Que los apóstoles fueron conscientes desde el primer momento de la importancia fundamental de este hecho lo dice también Lucas, quien afirma que “los apóstoles daban testimonio con gran poder de la resurrección del Señor Jesús” (Hc. 4, 33), y Pablo, quizás el principal constructor de la doctrina, escribió apenas dos décadas después: “si se predica que Cristo ha resucitado entre los muertos, ¿cómo andan diciendo algunos de ustedes que no existe la resurrección de los muertos? Si no existe la resurrección de los muertos, tampoco Cristo resucitó. Y si no resucitó Cristo, vacía es nuestra predicación y también vacía es nuestra fe” (1Co. 15, 12-14).
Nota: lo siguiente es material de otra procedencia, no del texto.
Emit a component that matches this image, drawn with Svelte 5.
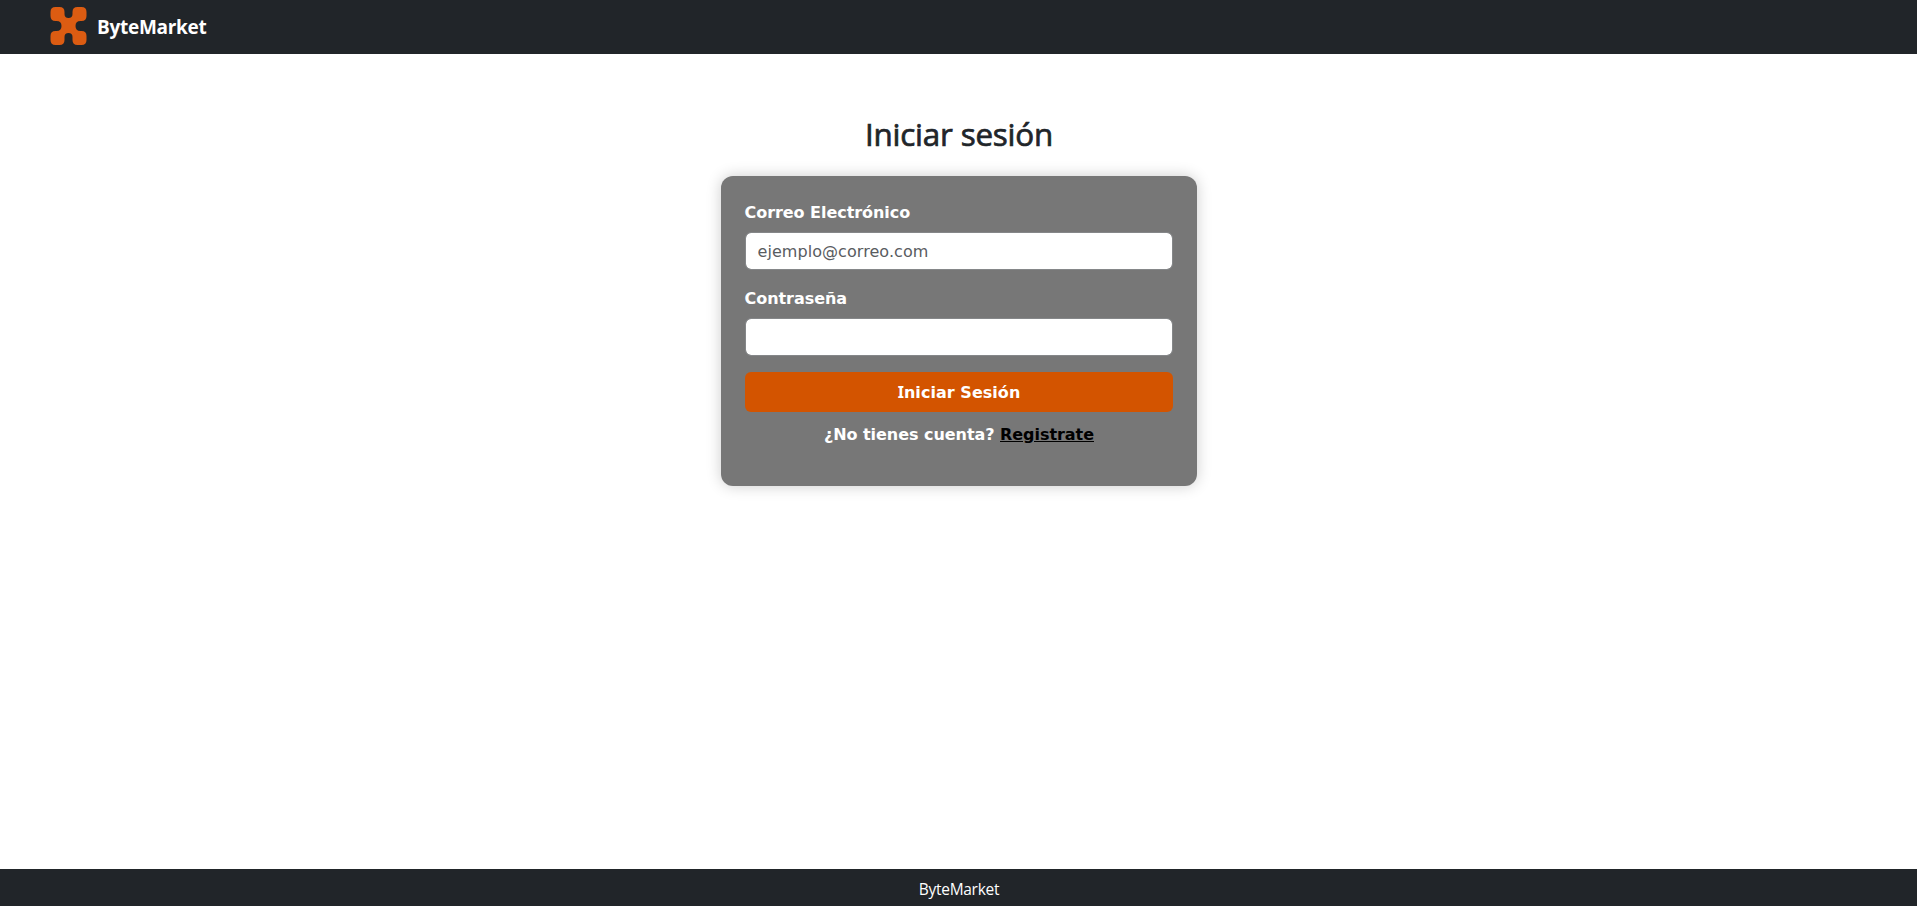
<script>
  let email = $state('');
  let password = $state('');
</script>

<div class="page">
  <header>
    <svg class="logo" viewBox="0 0 36 38" aria-hidden="true">
      <path fill="#dc5c12" d="M5 0H9Q14 0 14 5V7Q14 11 18 11T22 7V5Q22 0 27 0H31Q36 0 36 5V9Q36 14 31 14H30Q25 14 25 19T30 24H31Q36 24 36 29V33Q36 38 31 38H27Q22 38 22 33V30Q22 26 18 26T14 30V33Q14 38 9 38H5Q0 38 0 33V29Q0 24 5 24H6Q11 24 11 19T6 14H5Q0 14 0 9V5Q0 0 5 0Z" />
    </svg>
    <span class="brand">ByteMarket</span>
  </header>

  <main>
    <h1>Iniciar sesión</h1>
    <form onsubmit={(e) => e.preventDefault()}>
      <label for="email">Correo Electrónico</label>
      <input id="email" type="email" placeholder="ejemplo@correo.com" bind:value={email} />
      <label for="password">Contraseña</label>
      <input id="password" type="password" bind:value={password} />
      <button type="submit"><span class="initial">I</span>niciar Sesión</button>
      <p>¿No tienes cuenta? <a href="#registro">Registrate</a></p>
    </form>
  </main>

  <footer><span>ByteMarket</span></footer>
</div>

<style>
  :global(body) { margin: 0; background: #fff; }
  .page {
    height: 906px;
    display: flex;
    flex-direction: column;
    font-family: "Open Sans", "Noto Sans", sans-serif;
    color: #212529;
  }
  header {
    height: 54px;
    box-sizing: border-box;
    padding: 0 50px 2px;
    display: flex;
    align-items: center;
    gap: 10px;
    background: #212529;
  }
  .logo { width: 37px; height: 38px; }
  .brand { color: #fff; font-size: 19px; font-weight: 700; letter-spacing: -0.28px; line-height: 30px; padding-top: 2px; }
  main { flex: 1; display: flex; flex-direction: column; align-items: center; padding-top: 61px; }
  h1 {
    margin: 0 0 23px;
    padding-left: 1px;
    font-size: 31.4px;
    font-weight: 400;
    line-height: 38px;
    letter-spacing: -0.2px;
    -webkit-text-stroke: 0.7px #212529;
  }
  form {
    width: 476px;
    height: 310px;
    box-sizing: border-box;
    padding: 24px;
    display: flex;
    flex-direction: column;
    background: #777;
    border-radius: 12px;
    box-shadow: 0 0 15px rgba(0, 0, 0, 0.2);
    color: #fff;
    font-family: "DejaVu Sans", Verdana, sans-serif;
    font-size: 16px;
    font-weight: 700;
    line-height: 24px;
    letter-spacing: -0.05px;
  }
  label { margin: 1px 0 7px; }
  input {
    box-sizing: border-box;
    width: 100%;
    height: 38px;
    margin: 0 0 16px;
    padding: 0 12px;
    border: 1px solid #858789;
    border-radius: 6px;
    background: #fff;
    background-clip: padding-box;
    color: #212529;
    font: 400 16px/24px "DejaVu Sans", Verdana, sans-serif;
    letter-spacing: 0.06px;
  }
  input::placeholder { color: #595c5f; opacity: 1; }
  button {
    height: 40px;
    padding: 2px 0 0 1px;
    border: 0;
    border-radius: 6px;
    background: #d35400;
    color: #fff;
    font: 700 16px/24px "DejaVu Sans", Verdana, sans-serif;
    letter-spacing: 0.04px;
  }
  .initial { font-family: "Noto Sans", sans-serif; line-height: 1; }
  p { margin: 11px 0 0; padding-left: 1px; text-align: center; }
  a { color: #000; }
  footer {
    height: 37px;
    box-sizing: border-box;
    padding: 3px 0 0 1px;
    display: flex;
    align-items: center;
    justify-content: center;
    background: #212529;
    color: #fff;
    font-size: 15.5px;
    letter-spacing: -0.3px;
  }
</style>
El misterio de la muerte y resurrección de Cristo continuó siendo el tema central de las reflexiones de los primeros Padres de la Iglesia. Ya desde el siglo I, Ignacio de Antioquía, en su Carta a los tralianos, se esforzaba por defender la historicidad de la resurrección de Jesús, al tiempo que Policarpo de Esmirna viajaba a Roma para hallar, junto con el papa Aniceto, la fecha adecuada para celebrar la Pascua de Resurrección. Un siglo después, Justino Mártir defenderá, desde la filosofía, la idea de la resurrección de los muertos. Será en el 325, en el Primer Concilio de Nicea, cuando la doctrina de la resurrección se convierta en dogma, al ser incluido en el llamado Credo niceno, que define los dogmas de la fe cristiana: “… que por nosotros los hombres y por nuestra salvación bajó, se encarnó y se hizo hombre, padeció y resucitó al tercer día, y subió al cielo…”. Este credo fue adoptado y ampliado por el Concilio de Constantinopla en el año 381.